I agree. But too, necessity is the mother of invention. GP seems to argue that Han unification happened because the UC was not diverse enough. Maybe, and maybe if it had been diverse enough the need would have arisen sooner. But again, the thing they came up with could have been garbage, who knows!

What I do know is that UTF-8 is genius. The Han unification problems seem mostly minor -- I suspect code can detect language and do the right thing, for example, and again, we could revive language tags if need be.

gpderetta · on April 15, 2020

Utf-8 is a magnificent hack.

glandium · on April 15, 2020

Here's some text I could write about some Japanese characters, that, thanks to Han Unification, may be confusing:

In 1946, the Japanese government created a (non-exhaustive) list of common characters, some of which were simplified from their more traditional form. One of them is 臭. Its older form was 臭. Another character that shares the same root, 嗅, was not part of that list of common characters. It was added later, in 2010, and was never simplified, such that the stroke that was removed in 臭 is still there, making it just slightly different.

If your fonts are biased towards Chinese, 臭 and 臭 will be identical, and you won't know what I'm talking about. The former is 自 above 大, the latter is 自 above 犬.

You could think the difference is trivial, but 大 is big and 犬 is dog.
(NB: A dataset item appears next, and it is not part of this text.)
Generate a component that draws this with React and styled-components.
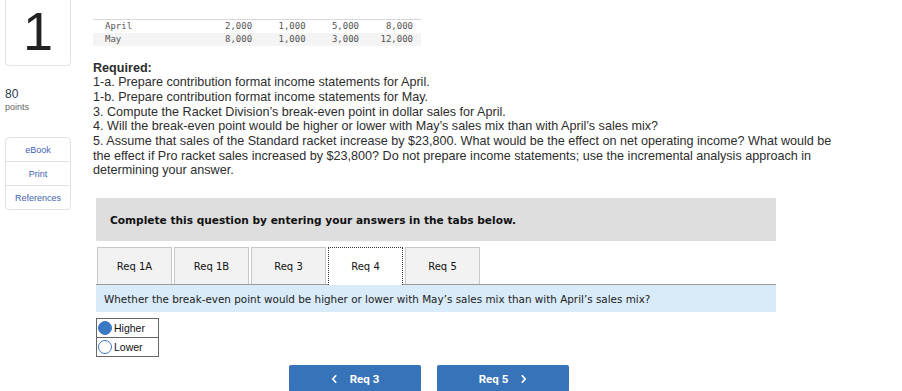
import React from 'react'
import styled, { createGlobalStyle } from 'styled-components'

const GlobalStyle = createGlobalStyle`
  body {
    margin: 0;
    background: #fff;
    font-family: "Liberation Sans", Arial, sans-serif;
  }
`

const rows = [
  { label: 'April', values: ['2,000', '1,000', '5,000', '8,000'] },
  { label: 'May', values: ['8,000', '1,000', '3,000', '12,000'] },
]

const tabs = ['Req 1A', 'Req 1B', 'Req 3', 'Req 4', 'Req 5']

function App() {
  return (
    <Page>
      <GlobalStyle />
      <Side>
        <NumberBox>1</NumberBox>
        <Points>
          <strong>80</strong>
          <span>points</span>
        </Points>
        <LinkList>
          <SideLink>eBook</SideLink>
          <SideLink>Print</SideLink>
          <SideLink>References</SideLink>
        </LinkList>
      </Side>

      <Main>
        <DataTable>
          <tbody>
            {rows.map((r, i) => (
              <tr key={r.label} className={i % 2 ? 'alt' : ''}>
                <td className="label">{r.label}</td>
                {r.values.map((v, j) => (
                  <td key={j} className="num">{v}</td>
                ))}
              </tr>
            ))}
          </tbody>
        </DataTable>

        <Required>
          <b>Required:</b>
          <br />
          1-a. Prepare contribution format income statements for April.
          <br />
          1-b. Prepare contribution format income statements for May.
          <br />
          3. Compute the Racket Division’s break-even point in dollar sales for April.
          <br />
          4. Will the break-even point would be higher or lower with May’s sales mix than with April’s sales mix?
          <br />
          5. Assume that sales of the Standard racket increase by $23,800. What would be the effect on net operating income? What would be
          <br />
          the effect if Pro racket sales increased by $23,800? Do not prepare income statements; use the incremental analysis approach in
          <br />
          determining your answer.
        </Required>

        <Question>
          <Banner>Complete this question by entering your answers in the tabs below.</Banner>
          <TabRow>
            {tabs.map((t) => (
              <Tab key={t} $active={t === 'Req 4'}>{t}</Tab>
            ))}
          </TabRow>
          <Prompt>
            Whether the break-even point would be higher or lower with May’s sales mix than with April’s sales mix?
          </Prompt>
          <Choices>
            <Choice>
              <Radio $checked />
              Higher
            </Choice>
            <Choice>
              <Radio />
              Lower
            </Choice>
          </Choices>
          <NavRow>
            <NavButton>
              <Chevron viewBox="0 0 8 12"><path d="M6 1.5 L2 6 L6 10.5" /></Chevron>
              Req 3
            </NavButton>
            <NavButton>
              Req 5
              <Chevron viewBox="0 0 8 12"><path d="M2 1.5 L6 6 L2 10.5" /></Chevron>
            </NavButton>
          </NavRow>
        </Question>
      </Main>
    </Page>
  )
}

const Page = styled.div`
  display: flex;
  width: 902px;
  height: 391px;
  overflow: hidden;
`

const Side = styled.div`
  width: 66px;
  margin-left: 5px;
  display: flex;
  flex-direction: column;
`

const NumberBox = styled.div`
  height: 66px;
  box-sizing: border-box;
  border: 1px solid #e4e4e4;
  border-top: none;
  border-radius: 0 0 4px 4px;
  text-align: center;
  font-family: "Liberation Sans", Arial, sans-serif;
  font-size: 54px;
  line-height: normal;
  color: #222;
`

const Points = styled.div`
  margin-top: 21px;
  display: flex;
  flex-direction: column;
  strong {
    font-weight: 400;
    font-size: 12px;
    color: #2b3b55;
    line-height: 14px;
  }
  span {
    font-size: 9px;
    color: #666;
    line-height: 12px;
  }
`

const LinkList = styled.div`
  margin-top: 24px;
  border: 1px solid #e2e2e2;
  border-radius: 4px;
  display: flex;
  flex-direction: column;
`

const SideLink = styled.div`
  height: 23px;
  display: flex;
  align-items: center;
  justify-content: center;
  font-size: 9px;
  color: #3f63b0;
  & + & {
    border-top: 1px solid #e2e2e2;
  }
`

const Main = styled.div`
  margin-left: 22px;
  flex: 1;
  display: flex;
  flex-direction: column;
`

const DataTable = styled.table`
  margin-top: 19px;
  width: 328px;
  border-collapse: collapse;
  border-top: 1px solid #d8d8d8;
  font-family: "DejaVu Sans Mono", monospace;
  font-size: 9px;
  color: #555;
  tr {
    height: 13px;
  }
  tr.alt {
    background: #f4f4f4;
  }
  td {
    padding: 0;
  }
  td.label {
    padding-left: 12px;
    width: 100px;
  }
  td.num {
    text-align: right;
    width: 56px;
  }
  td.num:last-child {
    padding-right: 8px;
  }
`

const Required = styled.div`
  margin-top: 15px;
  font-family: "Liberation Sans", Arial, sans-serif;
  font-size: 12.6px;
  line-height: 14.7px;
  color: #2d2d2d;
  white-space: nowrap;
  b {
    font-weight: 700;
  }
`

const Question = styled.div`
  margin-top: 20px;
  margin-left: 3px;
  width: 680px;
  display: flex;
  flex-direction: column;
  font-family: "DejaVu Sans", Verdana, sans-serif;
`

const Banner = styled.div`
  height: 43px;
  background: #dedede;
  display: flex;
  align-items: center;
  padding-left: 14px;
  font-size: 10.6px;
  font-weight: 700;
  color: #111;
`

const TabRow = styled.div`
  margin-top: 6px;
  display: flex;
  gap: 2px;
  border-bottom: 1px solid #999;
  padding-left: 1px;
`

const Tab = styled.div`
  width: 75px;
  box-sizing: border-box;
  display: flex;
  align-items: center;
  justify-content: center;
  font-size: 10px;
  color: #111;
  background: ${(p) => (p.$active ? '#fff' : '#f2f2f2')};
  border: ${(p) => (p.$active ? '1px dotted #333' : '1px solid #c8c8c8')};
  border-bottom: none;
  margin-bottom: ${(p) => (p.$active ? '-1px' : '0')};
  height: ${(p) => (p.$active ? '38px' : '37px')};
`

const Prompt = styled.div`
  height: 27px;
  background: #d9eaf8;
  display: flex;
  align-items: center;
  padding-left: 8px;
  font-size: 10.4px;
  color: #222;
`

const Choices = styled.div`
  margin-top: 6px;
  width: 61px;
  border: 1px solid #666;
  display: flex;
  flex-direction: column;
`

const Choice = styled.div`
  height: 18px;
  display: flex;
  align-items: center;
  font-family: "Liberation Sans", Arial, sans-serif;
  font-size: 10.5px;
  color: #111;
  & + & {
    border-top: 1px solid #666;
  }
`

const Radio = styled.span`
  width: 14px;
  height: 14px;
  box-sizing: border-box;
  border-radius: 50%;
  border: 1.5px solid #3b78c4;
  background: ${(p) => (p.$checked ? '#3b78c4' : '#fff')};
  margin: 0 2px 0 1px;
`

const NavRow = styled.div`
  margin-top: 8px;
  margin-left: 193px;
  display: flex;
  gap: 16px;
`

const NavButton = styled.div`
  width: 132px;
  height: 27px;
  border-radius: 2px;
  background: #3673b8;
  color: #fff;
  display: flex;
  align-items: center;
  justify-content: center;
  gap: 12px;
  font-family: "Roboto", sans-serif;
  font-weight: 700;
  font-size: 11.5px;
`

const Chevron = styled.svg`
  width: 7px;
  height: 10px;
  fill: none;
  stroke: #fff;
  stroke-width: 2;
`

export default App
Not that it alters the meaning of 臭, 臭, or 嗅, but when talking about how 嗅 is not 口 alongside 臭 anymore, it does make a difference.

ksec · on April 14, 2020

Yes, the real problem is when you start mixing All Four ( or Five ) of them together Chinese Traditional, Simplified Korean, Japanese things becomes extremely problematic.

I think it is by luck, All four writings has significant usage within their own region, imagine if one of them were significantly smaller and over time were forced ( or by ease of use or what ever reason ) to switch to a different style without knowing it.